I have been gardening organically for over 25 years and can handle most problems with a bit of effort. This book has changed my view and greatly decreased the amount of time needed to maintain my garden. Rather than responding to the problems as they occur, it gives ingenious ways to head them off or to turn them into positives.
I highly recommend this book to anyone who needs new ideas for their garden, regardless of size.
Frustratingly Inconsistent!
This book does a great job of summarizing the concepts in Mollison's "Permaculture." It also contains good tables on plants for various purposes and a good resource list. But it has a very BIG flaw! Hemenway is supposedly telling us how to design a permaculture space at the home scale, yet nowhere can I find that he has any concern for his neighbors. He thinks only of his OWN yard and ignores the fact that at such a small scale, what you plant to protect YOUR yard may have serious consequences for your NEIGHBOR's yard. Please THINK and TALK to your neighbors at the design stage, BEFORE you block their sun or views. I know from hard experience. I live in a passive solar house and my neighbor to the south planted a row of Ponderosa pines along his north boundary to protect against wind. When those trees get larger, they will block my view of the mountains, but more importantly, they will block the sun from my passive solar house and most of my property ALL winter! Please remember that permaculture means not only relating to the land and food animals, but, just as importantly, to your neigbors!! Designing for all is MUCH more complex than Hemenway lets on!

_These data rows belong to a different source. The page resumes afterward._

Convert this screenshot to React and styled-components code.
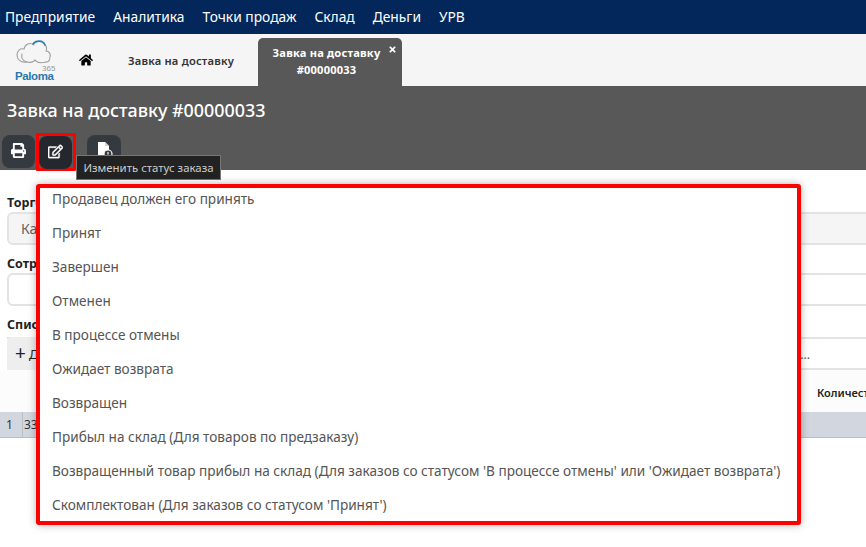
import styled, { createGlobalStyle } from 'styled-components';
import { FaHome, FaPrint, FaRegEdit, FaTimes } from 'react-icons/fa';

const NAV_ITEMS = ['Предприятие', 'Аналитика', 'Точки продаж', 'Склад', 'Деньги', 'УРВ'];

const STATUSES = [
  'Продавец должен его принять',
  'Принят',
  'Завершен',
  'Отменен',
  'В процессе отмены',
  'Ожидает возврата',
  'Возвращен',
  'Прибыл на склад (Для товаров по предзаказу)',
  "Возвращенный товар прибыл на склад (Для заказов со статусом 'В процессе отмены' или 'Ожидает возврата')",
  "Скомплектован (Для заказов со статусом 'Принят')",
];

const GlobalStyle = createGlobalStyle`
  html, body {
    margin: 0;
    height: 100%;
    background: #fff;
    overflow: hidden;
  }

  body {
    font-family: 'Noto Sans', 'Open Sans', sans-serif;
  }

  * {
    box-sizing: border-box;
  }
`;

const Page = styled.div`
  position: relative;
  width: 866px;
  height: 547px;
  overflow: hidden;
`;

const TopNav = styled.nav`
  display: flex;
  align-items: center;
  gap: 18px;
  height: 34px;
  padding: 0 5px;
  background: #03275a;
`;

const NavLink = styled.a`
  color: #fff;
  font-size: 13.8px;
  line-height: 1;
`;

const TabBar = styled.div`
  display: flex;
  align-items: flex-end;
  height: 52px;
  background: #f5f5f5;
`;

const LogoBox = styled.div`
  display: flex;
  width: 68px;
  height: 100%;
  padding: 6px 0 0 14px;
`;

const HomeTab = styled.a`
  display: flex;
  align-items: center;
  justify-content: center;
  width: 36px;
  height: 100%;
  color: #000;
  font-size: 14px;
`;

const Tab = styled.a`
  display: flex;
  align-items: center;
  justify-content: center;
  width: 154px;
  height: 100%;
  color: #333;
  font-size: 11.2px;
  font-weight: 600;
  letter-spacing: 0.2px;
`;

const ActiveTab = styled.a`
  position: relative;
  width: 144px;
  height: 48px;
  padding: 6px 7px 0 0;
  border-radius: 5px 5px 0 0;
  background: #585858;
  color: #fff;
  font-size: 11.1px;
  font-weight: 700;
  line-height: 17px;
  letter-spacing: 0.2px;
  text-align: center;
`;

const TabClose = styled.span`
  position: absolute;
  top: 7px;
  right: 5px;
  display: flex;
  color: #fff;
  font-size: 9px;
`;

const Header = styled.header`
  height: 84px;
  padding: 12px 0 0 2px;
  background: #585858;
`;

const Title = styled.h1`
  margin: 0 0 13px 5px;
  color: #fff;
  font-size: 17.9px;
  font-weight: 500;
  line-height: 24px;
`;

const Toolbar = styled.div`
  display: flex;
  align-items: flex-start;
`;

const ToolButton = styled.button`
  display: flex;
  align-items: center;
  justify-content: center;
  flex: none;
  width: ${props => props.$width || 33}px;
  height: 33px;
  margin-left: ${props => props.$gapBefore || 0}px;
  padding: 0 0 3px;
  border: none;
  border-radius: 8px;
  background: ${props => (props.$active ? '#24282e' : '#343a40')};
  color: #fff;
  font-size: 15px;
`;

const HighlightFrame = styled.span`
  display: flex;
  flex: none;
  width: 40px;
  height: 38px;
  margin: -2px 0 0 1px;
  border: 3px solid #f00;
  border-radius: 1px;
`;

const EditIcon = styled(FaRegEdit)`
  stroke: currentColor;
  stroke-width: 14px;
`;

const Form = styled.main`
  padding: 27px 0 0 7px;
`;

const FieldLabel = styled.label`
  display: block;
  height: 15px;
  color: #222;
  font-size: 12.5px;
  font-weight: 700;
  line-height: 12px;
  white-space: nowrap;
`;

const Input = styled.div`
  display: flex;
  align-items: center;
  height: 33px;
  margin: 0 -10px 13px 0;
  padding-left: 12px;
  border: 2px solid #e3e3e3;
  border-radius: 6px;
  background: ${props => (props.$filled ? '#f5f5f5' : '#fff')};
  color: #666;
  font-size: 14px;
`;

const SearchRow = styled.div`
  display: flex;
  height: 33px;
  margin-top: 3px;
  border-bottom: 2px solid #e3e3e3;
  border-top: 2px solid #e3e3e3;
`;

const AddButton = styled.button`
  display: flex;
  align-items: center;
  gap: 3px;
  width: 100px;
  margin: -2px 0;
  padding: 0 8px;
  border: none;
  border-radius: 5px 5px 0 0;
  background: #eee;
  color: #222;
  font-family: inherit;
  font-size: 13px;
`;

const PlusSign = styled.span`
  font-size: 19px;
  line-height: 1;
`;

const SearchHint = styled.span`
  margin-left: auto;
  padding: 7px 56px 0 0;
  color: #555;
  font-size: 12px;
`;

const TableHead = styled.div`
  display: flex;
  justify-content: flex-end;
  height: 42px;
  margin-left: -7px;
  padding-top: 15px;
  background: #fcfcfc;
  color: #222;
  font-size: 11px;
  font-weight: 600;
  white-space: nowrap;
`;

const HeadCell = styled.span`
  width: 49px;
  overflow: hidden;
`;

const TableRow = styled.div`
  display: flex;
  height: 26px;
  margin-left: -7px;
  border-bottom: 1px solid #b9bec7;
  background: #d2d6de;
  color: #333;
  font-size: 12px;
  line-height: 25px;
`;

const RowCell = styled.span`
  width: ${props => props.$width}px;
  padding-left: ${props => props.$pad}px;
  border-left: ${props => (props.$divided ? '1px solid #b9bec7' : 'none')};
`;

const Tooltip = styled.div`
  position: absolute;
  top: 155px;
  left: 76px;
  width: 145px;
  height: 25px;
  border: 1px solid #777;
  background: #222;
  color: #ccc;
  font-size: 11.4px;
  line-height: 23px;
  text-align: center;
  white-space: nowrap;
`;

const StatusMenu = styled.ul`
  position: absolute;
  top: 184px;
  left: 36px;
  width: 765px;
  height: 341px;
  margin: 0;
  padding: 0;
  overflow: hidden;
  list-style: none;
  border: 4px solid #f00;
  border-radius: 3px;
  background: #fff;
  box-shadow: 0 0 8px rgba(0, 0, 0, 0.3);
`;

const StatusItem = styled.li`
  height: 34px;
  padding-left: 12px;
  color: #555;
  font-size: 13.6px;
  line-height: 34px;
  white-space: nowrap;

  &:first-child {
    margin-top: -6px;
  }
`;

const PalomaLogo = () => (
  <svg width="42" height="42" viewBox="0 0 42 42">
    <g fill="none" strokeLinecap="round">
      <path
        d="M13 22C6 23 3 19 3 15C3 11 6 8 10 9C11 4 16 2 20 5M31 5C33 7 33 9 32 11C35 11 37 14 36 17C36 20 35 22 32 22"
        stroke="#a0a0a0"
        strokeWidth="1.1"
      />
      <path
        d="M8 14C7 18 9 21 13 22C16 23 20 22 21 20C23 23 28 23 32 22"
        stroke="#a0a0a0"
        strokeWidth="1.1"
      />
      <path d="M19 4C22 0 29 0 31 5" stroke="#2f7fb0" strokeWidth="1.6" />
    </g>
    <text x="28" y="31" fill="#999" fontFamily="Liberation Sans, sans-serif" fontSize="8">
      365
    </text>
    <text
      x="1"
      y="40"
      fill="#2a79ad"
      fontFamily="Liberation Sans, sans-serif"
      fontSize="11.5"
      fontWeight="700"
      letterSpacing="-0.4"
    >
      Paloma
    </text>
  </svg>
);

const FileClockIcon = () => (
  <svg width="18" height="18" viewBox="0 0 18 18">
    <path d="M3 1h7l4 4v11H3z" fill="#fff" />
    <path d="M10 1v4h4" fill="#cfd3d8" />
    <circle cx="13" cy="13" r="4" fill="#343a40" stroke="#fff" strokeWidth="1.2" />
    <path d="M13 11v2.5" stroke="#fff" strokeWidth="1.2" />
  </svg>
);

const App = () => (
  <Page>
    <GlobalStyle />
    <TopNav>
      {NAV_ITEMS.map(item => (
        <NavLink key={item}>{item}</NavLink>
      ))}
    </TopNav>

    <TabBar>
      <LogoBox>
        <PalomaLogo />
      </LogoBox>
      <HomeTab>
        <FaHome />
      </HomeTab>
      <Tab>Завка на доставку</Tab>
      <ActiveTab>
        Завка на доставку
        <br />
        #00000033
        <TabClose>
          <FaTimes />
        </TabClose>
      </ActiveTab>
    </TabBar>

    <Header>
      <Title>Завка на доставку #00000033</Title>
      <Toolbar>
        <ToolButton>
          <FaPrint />
        </ToolButton>
        <HighlightFrame>
          <ToolButton $active>
            <EditIcon />
          </ToolButton>
        </HighlightFrame>
        <ToolButton $width={34} $gapBefore={11}>
          <FileClockIcon />
        </ToolButton>
      </Toolbar>
    </Header>

    <Form>
      <FieldLabel>Торговая точка</FieldLabel>
      <Input $filled>Касса</Input>
      <FieldLabel>Сотрудник</FieldLabel>
      <Input />
      <FieldLabel>Список товаров</FieldLabel>
      <SearchRow>
        <AddButton>
          <PlusSign>+</PlusSign> Добавить
        </AddButton>
        <SearchHint>...</SearchHint>
      </SearchRow>
      <TableHead>
        <HeadCell>Количество</HeadCell>
      </TableHead>
      <TableRow>
        <RowCell $width={22} $pad={6}>
          1
        </RowCell>
        <RowCell $width={60} $pad={1} $divided>
          33
        </RowCell>
      </TableRow>
    </Form>

    <Tooltip>Изменить статус заказа</Tooltip>

    <StatusMenu>
      {STATUSES.map(status => (
        <StatusItem key={status}>{status}</StatusItem>
      ))}
    </StatusMenu>
  </Page>
);

export default App;
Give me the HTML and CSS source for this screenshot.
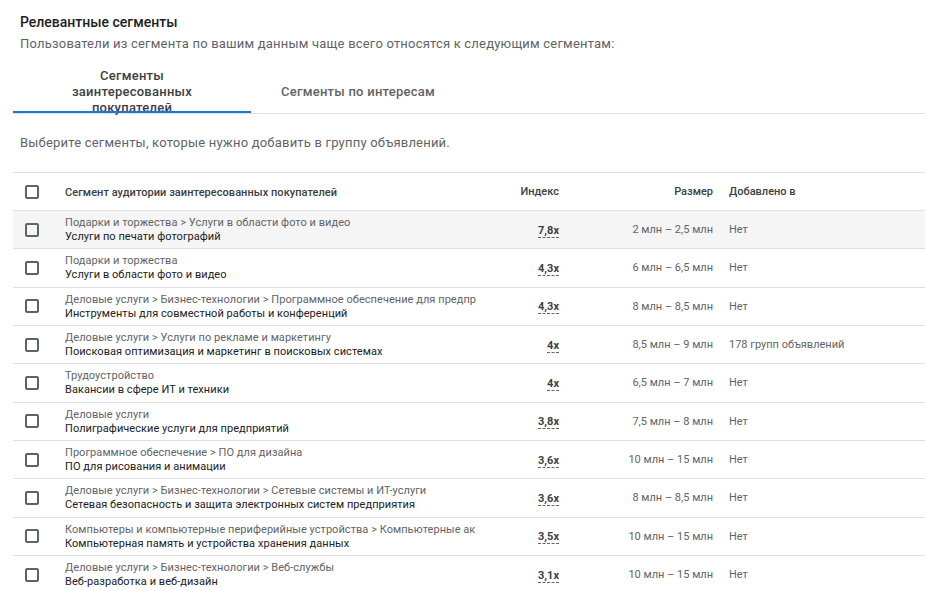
FILE: index.html
```html
<!DOCTYPE html>
<html lang="ru">
<head>
  <meta charset="UTF-8">
  <title>Релевантные сегменты</title>
  <link rel="stylesheet" href="styles.css">
</head>
<body>

<div class="panel">
  <h1 class="title">Релевантные сегменты</h1>
  <p class="subtitle">Пользователи из сегмента по вашим данным чаще всего относятся к следующим сегментам:</p>

  <div class="tabs">
    <div class="tab active">Сегменты<br>заинтересованных<br>покупателей</div>
    <div class="tab">Сегменты по интересам</div>
  </div>

  <p class="hint">Выберите сегменты, которые нужно добавить в группу объявлений.</p>

  <div class="table">
    <div class="row head">
      <div class="cell check"><span class="box"></span></div>
      <div class="cell seg">Сегмент аудитории заинтересованных покупателей</div>
      <div class="cell idx">Индекс</div>
      <div class="cell size">Размер</div>
      <div class="cell added">Добавлено в</div>
    </div>

    <div class="row hover">
      <div class="cell check"><span class="box"></span></div>
      <div class="cell seg"><span class="path">Подарки и торжества &gt; Услуги в области фото и видео</span><span class="name">Услуги по печати фотографий</span></div>
      <div class="cell idx"><span class="num">7,8x</span></div>
      <div class="cell size">2 млн – 2,5 млн</div>
      <div class="cell added">Нет</div>
    </div>

    <div class="row">
      <div class="cell check"><span class="box"></span></div>
      <div class="cell seg"><span class="path">Подарки и торжества</span><span class="name">Услуги в области фото и видео</span></div>
      <div class="cell idx"><span class="num">4,3x</span></div>
      <div class="cell size">6 млн – 6,5 млн</div>
      <div class="cell added">Нет</div>
    </div>

    <div class="row">
      <div class="cell check"><span class="box"></span></div>
      <div class="cell seg"><span class="path">Деловые услуги &gt; Бизнес-технологии &gt; Программное обеспечение для предпр</span><span class="name">Инструменты для совместной работы и конференций</span></div>
      <div class="cell idx"><span class="num">4,3x</span></div>
      <div class="cell size">8 млн – 8,5 млн</div>
      <div class="cell added">Нет</div>
    </div>

    <div class="row">
      <div class="cell check"><span class="box"></span></div>
      <div class="cell seg"><span class="path">Деловые услуги &gt; Услуги по рекламе и маркетингу</span><span class="name">Поисковая оптимизация и маркетинг в поисковых системах</span></div>
      <div class="cell idx"><span class="num">4x</span></div>
      <div class="cell size">8,5 млн – 9 млн</div>
      <div class="cell added">178 групп объявлений</div>
    </div>

    <div class="row">
      <div class="cell check"><span class="box"></span></div>
      <div class="cell seg"><span class="path">Трудоустройство</span><span class="name">Вакансии в сфере ИТ и техники</span></div>
      <div class="cell idx"><span class="num">4x</span></div>
      <div class="cell size">6,5 млн – 7 млн</div>
      <div class="cell added">Нет</div>
    </div>

    <div class="row">
      <div class="cell check"><span class="box"></span></div>
      <div class="cell seg"><span class="path">Деловые услуги</span><span class="name">Полиграфические услуги для предприятий</span></div>
      <div class="cell idx"><span class="num">3,8x</span></div>
      <div class="cell size">7,5 млн – 8 млн</div>
      <div class="cell added">Нет</div>
    </div>

    <div class="row">
      <div class="cell check"><span class="box"></span></div>
      <div class="cell seg"><span class="path">Программное обеспечение &gt; ПО для дизайна</span><span class="name">ПО для рисования и анимации</span></div>
      <div class="cell idx"><span class="num">3,6x</span></div>
      <div class="cell size">10 млн – 15 млн</div>
      <div class="cell added">Нет</div>
    </div>

    <div class="row">
      <div class="cell check"><span class="box"></span></div>
      <div class="cell seg"><span class="path">Деловые услуги &gt; Бизнес-технологии &gt; Сетевые системы и ИТ-услуги</span><span class="name">Сетевая безопасность и защита электронных систем предприятия</span></div>
      <div class="cell idx"><span class="num">3,6x</span></div>
      <div class="cell size">8 млн – 8,5 млн</div>
      <div class="cell added">Нет</div>
    </div>

    <div class="row">
      <div class="cell check"><span class="box"></span></div>
      <div class="cell seg"><span class="path">Компьютеры и компьютерные периферийные устройства &gt; Компьютерные ак</span><span class="name">Компьютерная память и устройства хранения данных</span></div>
      <div class="cell idx"><span class="num">3,5x</span></div>
      <div class="cell size">10 млн – 15 млн</div>
      <div class="cell added">Нет</div>
    </div>

    <div class="row">
      <div class="cell check"><span class="box"></span></div>
      <div class="cell seg"><span class="path">Деловые услуги &gt; Бизнес-технологии &gt; Веб-службы</span><span class="name">Веб-разработка и веб-дизайн</span></div>
      <div class="cell idx"><span class="num">3,1x</span></div>
      <div class="cell size">10 млн – 15 млн</div>
      <div class="cell added">Нет</div>
    </div>
  </div>
</div>

</body>
</html>
```

FILE: styles.css
```css
body {
  margin: 0;
  background: #fff;
  font-family: Roboto, "Liberation Sans", sans-serif;
  color: #202124;
}
.panel {
  padding: 12px 0 0 13px;
}
.title {
  margin: 0;
  padding-left: 7px;
  font-size: 14px;
  font-weight: 500;
  line-height: 20px;
  color: #202124;
}
.subtitle {
  margin: 2px 0 0;
  padding-left: 7px;
  font-size: 13px;
  letter-spacing: 0.2px;
  line-height: 20px;
  color: #5f6368;
}

/* tabs */
.tabs {
  display: flex;
  margin-top: 13px;
  height: 46px;
  border-bottom: 1px solid #e0e0e0;
}
.tab {
  width: 238px;
  display: flex;
  align-items: center;
  justify-content: center;
  text-align: center;
  font-size: 13px;
  font-weight: 500;
  letter-spacing: 0.25px;
  line-height: 16px;
  color: #5f6368;
  position: relative;
  padding-top: 4px;
  box-sizing: border-box;
}
.tab + .tab {
  width: auto;
  padding: 4px 30px 0;
}
.tab.active {
  color: #3c4043;
}
.tab.active::after {
  content: "";
  position: absolute;
  left: 0;
  right: 0;
  bottom: 0;
  height: 2px;
  background: #1a73e8;
}

.hint {
  margin: 19px 0 0;
  padding-left: 7px;
  font-size: 13px;
  letter-spacing: 0.2px;
  line-height: 20px;
  color: #5f6368;
}

/* table */
.table {
  margin-top: 19px;
  border-top: 1px solid #e0e0e0;
}
.row {
  display: grid;
  grid-template-columns: 52px 413px 81px 154px 1fr;
  height: 38.33px;
  box-sizing: border-box;
  border-bottom: 1px solid #e0e0e0;
  align-items: center;
  font-size: 11px;
  color: #5f6368;
}
.row.head {
  height: 38px;
  font-weight: 500;
  color: #3c4043;
}
.row.hover {
  background: #f5f5f5;
}
.cell {
  white-space: nowrap;
}
.check {
  padding-left: 12px;
  display: flex;
  align-items: center;
}
.box {
  display: block;
  width: 14px;
  height: 14px;
  box-sizing: border-box;
  border: 2px solid #5f6368;
  border-radius: 2px;
}
.seg {
  overflow: hidden;
  letter-spacing: 0.05px;
  padding-top: 1px;
}
.seg .path,
.seg .name {
  display: block;
  line-height: 14px;
  overflow: hidden;
}
.seg .path {
  color: #5f6368;
}
.seg .name {
  color: #202124;
}
.idx,
.size {
  text-align: right;
}
.num {
  display: inline-block;
  line-height: 13px;
  font-weight: 700;
  color: #3c4043;
  border-bottom: 1px dashed #5f6368;
  margin-top: 2px;
}
.added {
  padding-left: 16px;
}
```
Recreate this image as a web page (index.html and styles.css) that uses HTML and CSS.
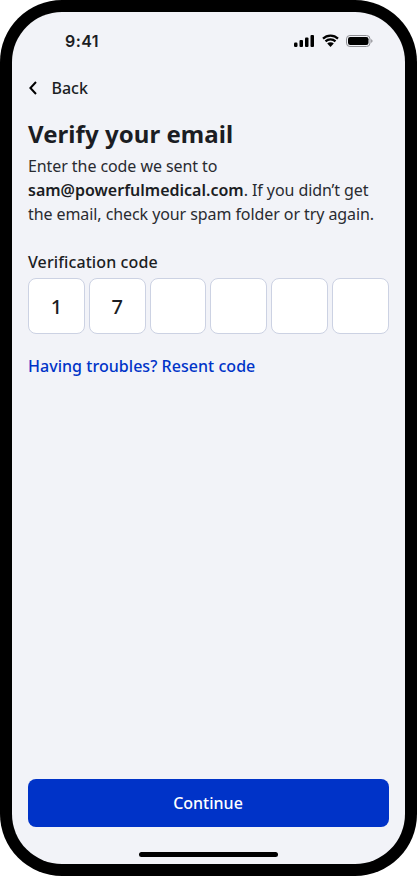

The best gardening book I've ever bought
For the past few months I've been reading books and learning all kinds of new things. Sustainable agriculture. Edible landscaping. Naturalistic landscaping. Agroforestry. I learned alot, but something seemed missing. And then I found Gaia's Garden. While I was reading it the first time, I kept thinking, "This is it. This is exactly what I've been looking for."
This book combines all these other concepts, adds still more, and makes it all easy to understand. There are lots of things I loved about this book. But the most important was the way Mr. Hemenway explains guilds. He gives specific examples, which you can follow pretty much exactly. But then he gives the information to go beyond his examples and create totally new guilds specifically designed for your site.
If I had to give up all my gardening books and keep only one, this is the book I'd keep.